Résoudre la crise du logement

Populaire, cette théorie a attendu huit ans et l’intérêt de la capitale néerlandaise pour passer du succès littéraire commercial à l’application dans la réalité. Ce, malgré l’irruption d’une pandémie. Kate Raworth l’admet, «nous n’avions jamais imaginé lancer notre concept dans un contexte de crise comme celui-ci, mais nous croyons que le besoin d’un outil de transformation pourrait difficilement être plus important qu’aujourd’hui».

A la mi-avril, donc, Marieke van Doorninck, l’adjointe au maire d’Amsterdam, chargée de la durabilité et de l’aménagement, a expliqué vouloir favoriser les créations d’emplois, tout en révisant la façon de consommer et de produire. Kate Raworth a dressé un portrait de la ville et identifié où les besoins de base ne sont pas remplis et où les capacités de la planète sont dépassées.

Nouvelles lunettes

Un exemple? La crise du logement. La solution n’est pas nécessairement de construire davantage, ce qui oblige à augmenter les importations de matières premières et les émissions de CO2, mais de s’attaquer à la spéculation. «Les logements ne sont pas seulement trop chers parce qu’il y en a trop peu. Il y a aussi beaucoup de capital qui circule autour du monde en cherchant des investissements et, en ce moment, l’immobilier est vu comme le meilleur, donc cela augmente les prix», a expliqué Marieke van Doorninck, dans une interview au Guardian.

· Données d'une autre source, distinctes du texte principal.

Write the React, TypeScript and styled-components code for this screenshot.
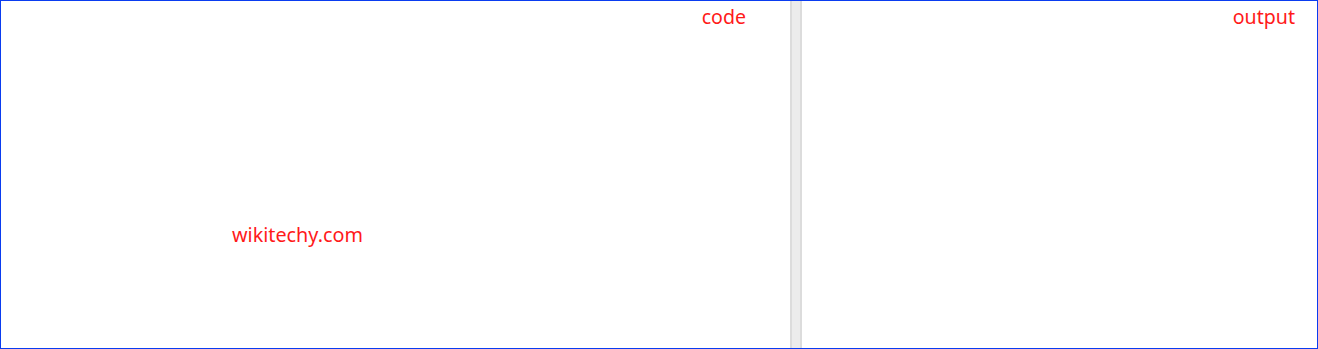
import React from 'react';
import styled, { createGlobalStyle } from 'styled-components';

const GlobalStyle = createGlobalStyle`
  html, body {
    margin: 0;
    padding: 0;
    background: #ffffff;
  }
`;

const Frame = styled.div`
  box-sizing: border-box;
  width: 1318px;
  height: 349px;
  display: flex;
  border: 1px solid #0a3cf0;
  font-family: 'Noto Sans', 'Open Sans', sans-serif;
  background: #fff;
`;

const Panel = styled.section<{ $width?: number; $padRight: number }>`
  box-sizing: border-box;
  display: flex;
  flex-direction: column;
  ${(p) => (p.$width ? `width: ${p.$width}px;` : 'flex: 1;')}
  padding-right: ${(p) => p.$padRight}px;
`;

const Label = styled.div`
  align-self: flex-end;
  color: #ff1a1a;
  font-size: 19.6px;
  line-height: 24px;
  padding-top: 4px;
`;

const Gutter = styled.div`
  box-sizing: border-box;
  width: 12px;
  background: #ececec;
  border-left: 2px solid #dcdcdc;
  border-right: 2px solid #dcdcdc;
`;

const Watermark = styled.div`
  color: #ff1a1a;
  font-size: 19.8px;
  line-height: 24px;
  margin-top: 194px;
  padding-left: 231px;
`;

export default function App() {
  return (
    <>
      <GlobalStyle />
      <Frame>
        <Panel $width={789} $padRight={44}>
          <Label>code</Label>
          <Watermark>wikitechy.com</Watermark>
        </Panel>
        <Gutter />
        <Panel $padRight={22}>
          <Label>output</Label>
        </Panel>
      </Frame>
    </>
  );
}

La ville s’est fixé des objectifs, dont la neutralité carbone ou fonctionner comme une économie circulaire en recyclant systématiquement les matières utilisées d’ici à 2050. Mais surtout, cette approche doit lui donner de nouvelles lunettes pour aborder toutes les décisions de politique publique. «Le donut ne nous fournit pas les réponses, mais une manière de regarder la réalité, de façon à éviter d’utiliser les mêmes structures auxquelles nous sommes habitués», a affirmé Marieke van Doorninck.


* «La Théorie du donut. L’économie de demain en 7 principes», Editions Plon, octobre 2018.